In their persecution of intellectuals, Islamists reinforce censorship with takfīr [the act of accusing someone of unbelief]. Indeed throughout his life, the author states that Khomeini boasted about the fatwa he issued ordering the death of Iranian thinker Ahmad Kasrawī in 1947.
When asked in 1979, the year that Khomeini’s Islamic revolution toppled the shah, why he had issued such orders, he replied that his opponents were guilty and that there was no need to waste time on trials.
Khomeini’s hard-line successors, under the name of shari‘a [Muslim law], went on applying such law to intellectuals inside and outside Iran. Two million dollars bounty was placed on the head of novelist Salman Rushdie by an institution that belongs to the leader of the revolution, and Islamist political police issued a hit list that contained the names of 180 Iranian intellectuals. Four of them were already assassinated by the time former President Muhammad Khatami intervened.
In Sudan, Hasan al-Turābī ordered in 1985 that Sufi philosopher, Muhammad Mahmoud Taha be hanged on charges of ridda [apostasy]. In 1999, the Khartoum Court of Appeal handed down a ruling against an artist to receive 260 lashes of the whip under the charge of "offending the religion [Islam]."
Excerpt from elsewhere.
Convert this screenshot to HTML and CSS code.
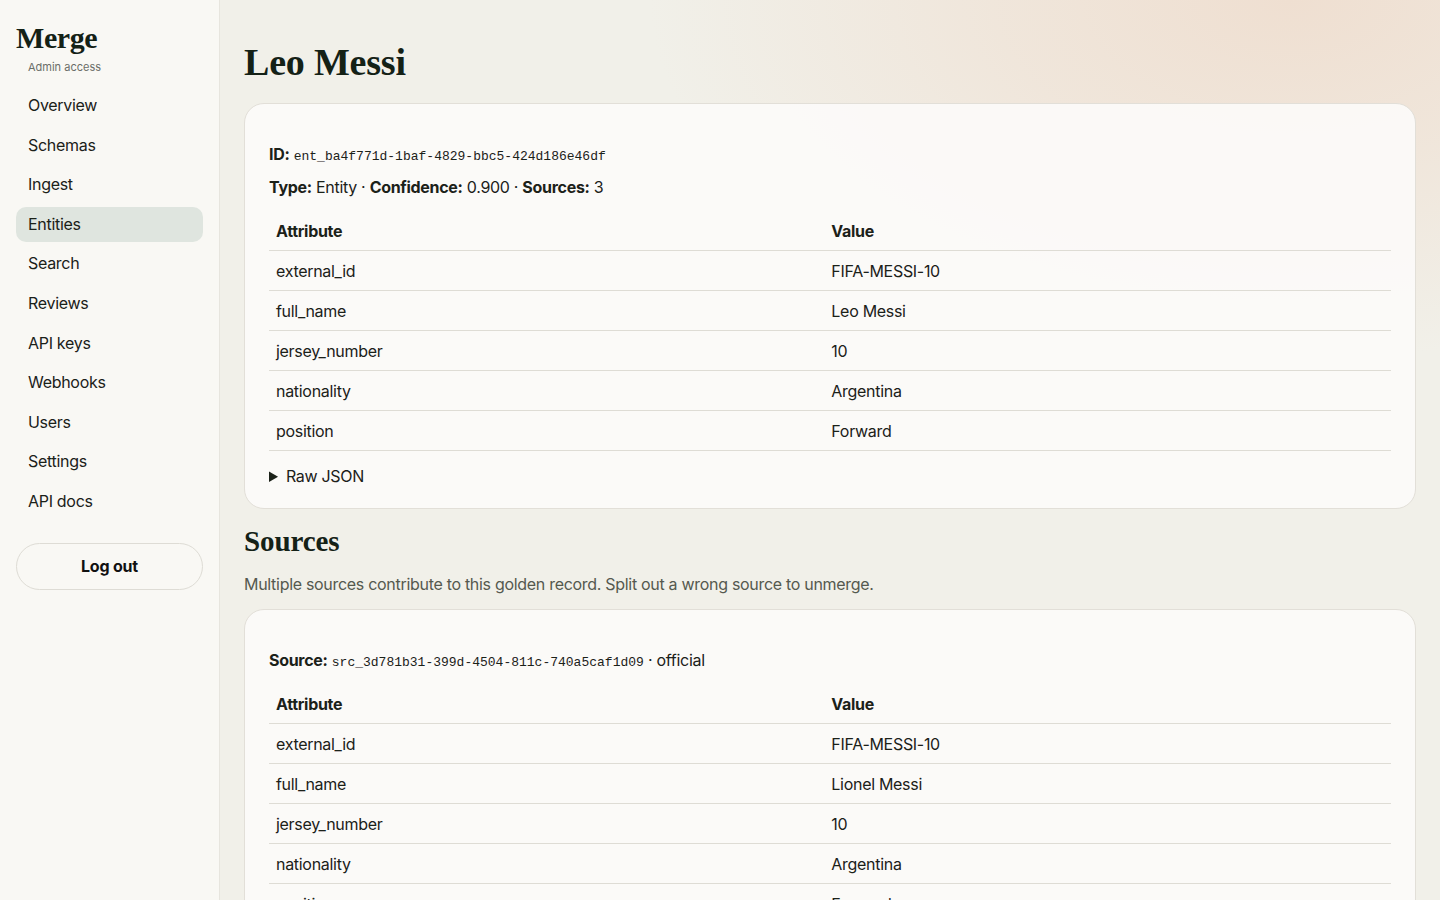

In Egypt, Islamists filed a lawsuit of apostasy against late singer Muhammad ‘Abd al-Wahāb for his song Min Ghayr Leh [No whys]. They managed to obtain a court ruling confirming the apostasy of Dr. Nasr Hāmid Abu Zayd and stabbed Najīb Mahfouz, the Egyptian Noble laureate in literature in the neck in concordance with a fatwa that rendered him murtadd [apostate] for his story Awlād Hāritnā [The People of Our Alley]. Writer Faraj Fouda was assassinated by Islamists after a fatwa.
When asked his religious opinion of assassins, Shaykh Muhammad al-Ghazālī, a key outlawed Muslim Brotherhood figure, said "they have just carried out the hadd [penalty] of apostasy which the ruler failed to do.”